Les rigoles, pendant des mois, déversèrent vers le Daly un flot rouge où les moisissures faisaient des îles de corail. Jusqu'à la dernière cuve, la vendange coula, narquoise au seuil des portes, vomie comme un vin mal digéré. Aux approches du village, la même senteur veillait... »  


  L’auteur situe son intrigue au début du XXme siècle, peut-être évoque-t-il 1907 :
 

«... Puis il y eut de longs cortèges dans tous les pays de vignobles ; de grands drapeaux rouges battirent aux vents leur protestation contre le vin à deux sous... /... Elle avait le souvenir des trains pris d'assaut par des troupes que la misère enrôlait sous les mêmes oriflammes... /... Il y eut des années maigres et des années d’abondance, des hauts et des bas, des hauts surtout qui donnèrent le coup de grâce... »  

  

En ces temps troublés, quelques uns achètent des vignes à bas prix, quitte à emprunter, rendant jaloux les plus frileux qui en arrivent à leur souhaiter une mauvaise récolte.

  

Tolza présente ensuite Adoracion, de son vrai nom Angélique, née de vendangeurs espagnols qui n’avaient pas voulu repartir chez eux.

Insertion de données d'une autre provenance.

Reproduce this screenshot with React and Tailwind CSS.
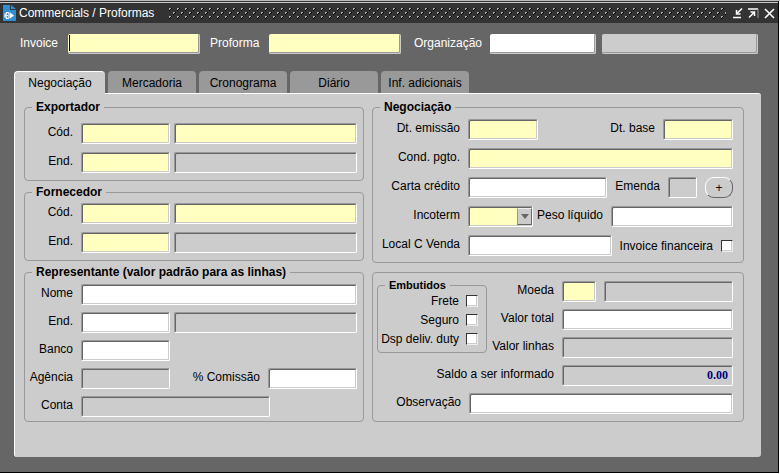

Le père, ivrogne, finira mal :
«... Une nuit de mars, une auto le faucha à la sortie du café dont la porte s’était refermée rapidement sur le froid de la route... ».

Chez le percepteur, madame Bastide incite celui-ci à se débarrasser de son employé, après ce qui est arrivé.
Quelques traits sur le percepteur :le village raconte qu’il décolle les timbres non oblitérés pour les réutiliser
«... En lui subsistait la parcimonie du « montagnol » ariégeois... »  

mercredi 5 juillet 2017

François TOLZA / ADORACION (2) / Espagnols, mountagnols, commérages...

Dans sa chambre, Lucien songe tandis que :
« les platanes de la placette respirent la nuit avec un bruit fluide de feuilles... »
«... En bas, dans la vallée, miroite le filet d'eau du Daly que l'été finit de boire...» 
Le Daly serait-il une interprétation de l’Agly, fleuve côtier venu des Corbières ? 


Il s’en veut de s’être mis à l’écart des misères des hommes.
« Il les aime parce que, dans ce pays, l’acharnement du ciel et de la terre à détruire leur bonheur a quelque chose de tragique ; que s’abat, au milieu de l’été brûlant, l’orage de grêle qui dévaste, aussi imprévu, aussi subit que le destin : que s’installe et dure et persiste encore, jusqu’à la cruauté, la canicule impitoyable dans un ciel innocent ; que la tramontane défait, d’un geste délibéré et en plein ciel, les plus belles promesses de récoltes, cueillant les fleurs et les épandant sur le village désolé comme une dérision... »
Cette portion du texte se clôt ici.